To explain this, we need to look at two dimensions, the indigenous context and then the broader Australian scene.
Indigenous Context
For more information on the demographic data that follows see
here,
here,
here.
According to the 2001 census, Australia's indigenous population was 485,000. The number will be higher now because more people are classifying themselves as of indigenous descent, while indigenous birth rates are significantly higher than in the broader community.
In 2001, the Northern Territory's indigenous population was 50,790 of whom 41,204 were classified as remote, the group most affected by the current move. Both numbers will be higher now for the reasons given above.
I make this point because while the land affected covers perhaps 40 per cent of the Northern Territory, a vast area, the population involved is perhaps a quarter of one per cent of the Australian population. In simple terms, changes that will affect all Australians are being driven by problems associated with a population equivalent to a reasonable size regional city.
In saying this, I am not detracting from the problems that must be addressed. My aim is to provide a sense of perspective.
As a number of Aboriginal leaders have pointed out, the total number of those affected by problems of social and economic deprivation and associated problems of abuse are far greater in the broader community than the total Aboriginal population.
My second point, and this is one I have repeated many times, is that the problems experienced by certain of the Northern Territory's Aboriginal communities, while replicated elsewhere, are not typical of the total Aboriginal experience.
I make this point because so much of the discussion has, yet again, come to be expressed in terms that simplify and in so doing treat the Aboriginal people as a single uniform lump.
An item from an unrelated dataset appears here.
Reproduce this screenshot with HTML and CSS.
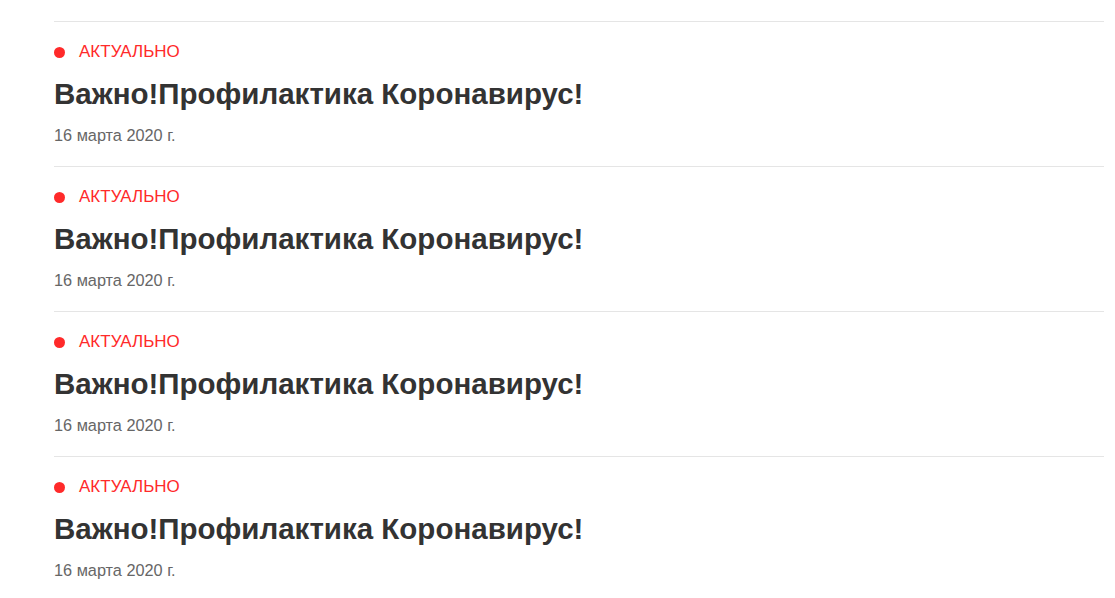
FILE: index.html
```html
<!DOCTYPE html>
<html lang="ru">
<head>
<meta charset="utf-8">
<link rel="stylesheet" href="styles.css">
</head>
<body>
<div class="list">
  <div class="item">
    <div class="tag"><span class="dot"></span>АКТУАЛЬНО</div>
    <div class="title">Важно!Профилактика Коронавирус!</div>
    <div class="date">16 марта 2020 г.</div>
  </div>
  <div class="item">
    <div class="tag"><span class="dot"></span>АКТУАЛЬНО</div>
    <div class="title">Важно!Профилактика Коронавирус!</div>
    <div class="date">16 марта 2020 г.</div>
  </div>
  <div class="item">
    <div class="tag"><span class="dot"></span>АКТУАЛЬНО</div>
    <div class="title">Важно!Профилактика Коронавирус!</div>
    <div class="date">16 марта 2020 г.</div>
  </div>
  <div class="item">
    <div class="tag"><span class="dot"></span>АКТУАЛЬНО</div>
    <div class="title">Важно!Профилактика Коронавирус!</div>
    <div class="date">16 марта 2020 г.</div>
  </div>
</div>
</body>
</html>
```
FILE: styles.css
```css
html, body {
  margin: 0;
  padding: 0;
  background: #fff;
  font-family: "Liberation Sans", Arial, sans-serif;
}
.list {
  margin-left: 54px;
  width: 1050px;
  padding-top: 21px;
}
.item {
  border-top: 1px solid #e5e5e5;
  height: 145px;
  padding-top: 20px;
  box-sizing: border-box;
}
.tag {
  display: flex;
  align-items: center;
  height: 20px;
  font-size: 17px;
  color: #ff2a2a;
}
.dot {
  width: 11px;
  height: 11px;
  border-radius: 50%;
  background: #ff2a2a;
  margin-right: 14px;
  flex: none;
}
.title {
  margin-top: 15px;
  font-size: 29.5px;
  line-height: 34px;
  font-weight: bold;
  color: #333;
}
.date {
  margin-top: 14px;
  font-size: 16.3px;
  line-height: 20px;
  color: #666;
}
```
They are not.
Take, as an example, the way the terms "white" and "black" are used, terms that I have seen used by some of left liberal, right wing and indeed Aboriginal leaders in their discussion on this debate.
What does "white" mean today in an Australia containing people from more than 140 countries many of whom are clearly not "white"? Are we suggesting that a third generation Chinese Australian is a "white"? Or a new refugee from Southern Sudan?
Similarly, what does "black" mean? If "black" is code for Aboriginal, where does this leave my Sudanese example or, for that matter, any African or African American Australian?
My point in all this is that we have to avoid stereotypes, to recognise that the problems experienced by some (not all) of the Northern Territory's Aborigines are special problems that need to be dealt with in a local context.
This is, I think, one of Mr Pearson's core points in regard to his own communities. He wants a Cape York solution, one that deals with the specific on-ground problems faced by his people, not one imposed from outside regardless of local conditions.
After more than six hours, I need to finish this post here. I will continue in my next post.
Postscript 8 April 2015
I apologise for the loss of links in this post. That's the price we pay for constant shifts in Government structures. However, I think that the post itself tells the story.